Abstract We combined mapping-mode mid-infrared Spitzer spectra with complementary infrared imaging to perform a spatially resolved study of polycyclic aromatic hydrocarbon (PAH) emission from the central regions of 66 nearby galaxies, roughly evenly divided into star-forming systems and low-luminosity active galactic nuclei (AGNs). In conjunction with similar measurements available for quasars, we aim to understand the physical properties of PAHs across a broad range of black hole accretion power, with the goal of identifying observational diagnostics that can be used to probe the effect of AGNs on the host galaxy.
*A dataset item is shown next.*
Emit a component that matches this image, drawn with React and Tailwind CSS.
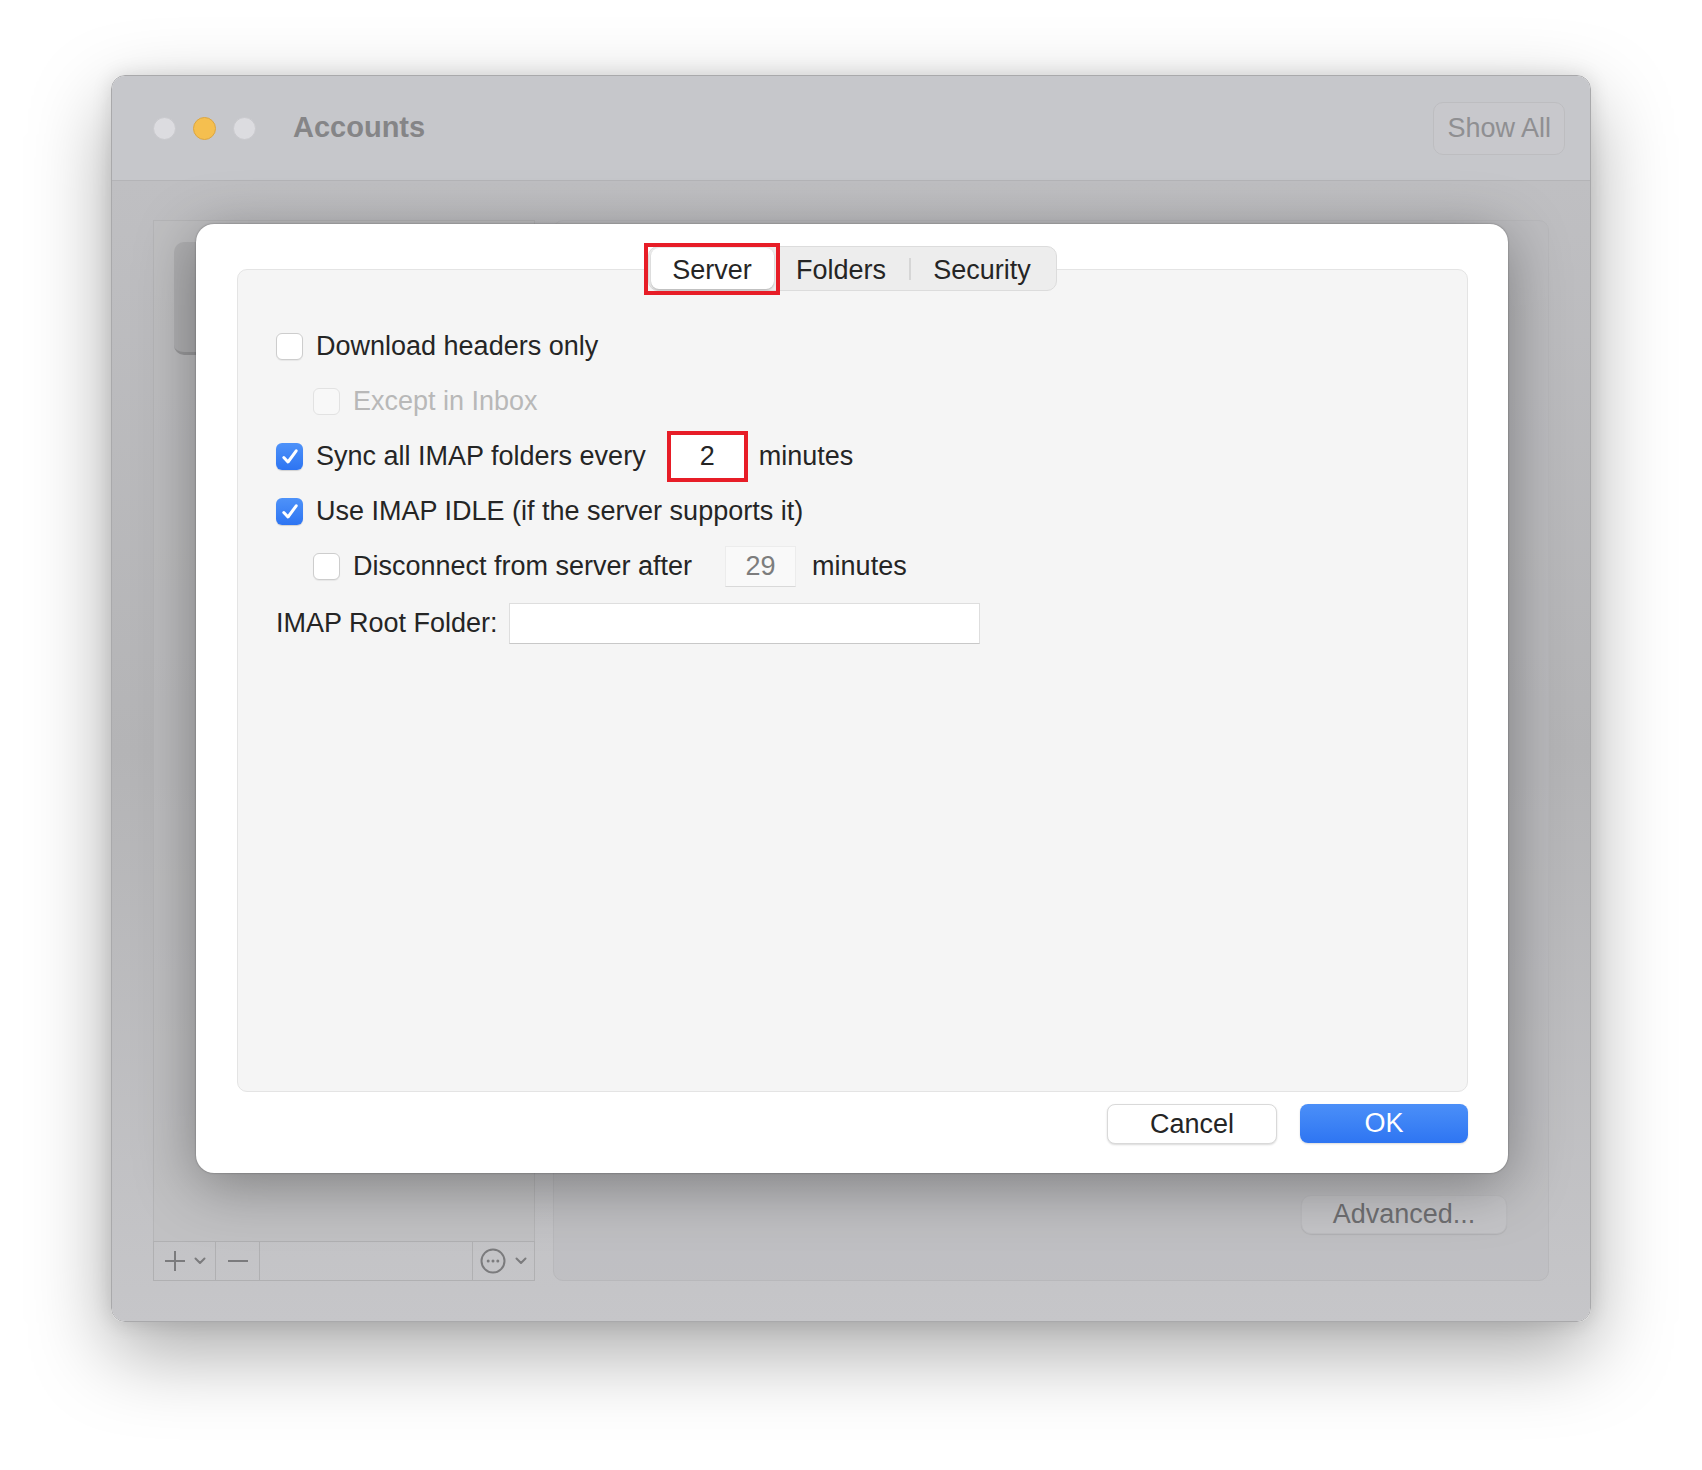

Whereas the PAH emission correlates tightly with far-ultraviolet luminosity in star-forming regions, the spatially resolved regions of AGNs tend to be PAH deficient. Moreover, AGN regions exhibit on average smaller PAH 6.2 μm/7.7 μm and larger PAH 11.3 μm/7.7 μm band ratios. Although the current data are highly restrictive, they suggest that these anomalous PAH band ratios cannot be explained by the effects of the AGN radiation field alone. Instead, they hint that small grains may be destroyed by the combined effects of radiative processes and shocks, which are plausibly linked to jets and outflows preferentially associated with highly sub-Eddington, radiatively inefficient AGNs. While quasars also present a PAH deficit and unusual PAH band ratios, their characteristics differ in detail compared to those observed in more weakly accreting AGNs, a possible indicator of fundamental differences in their modes of energy feedback.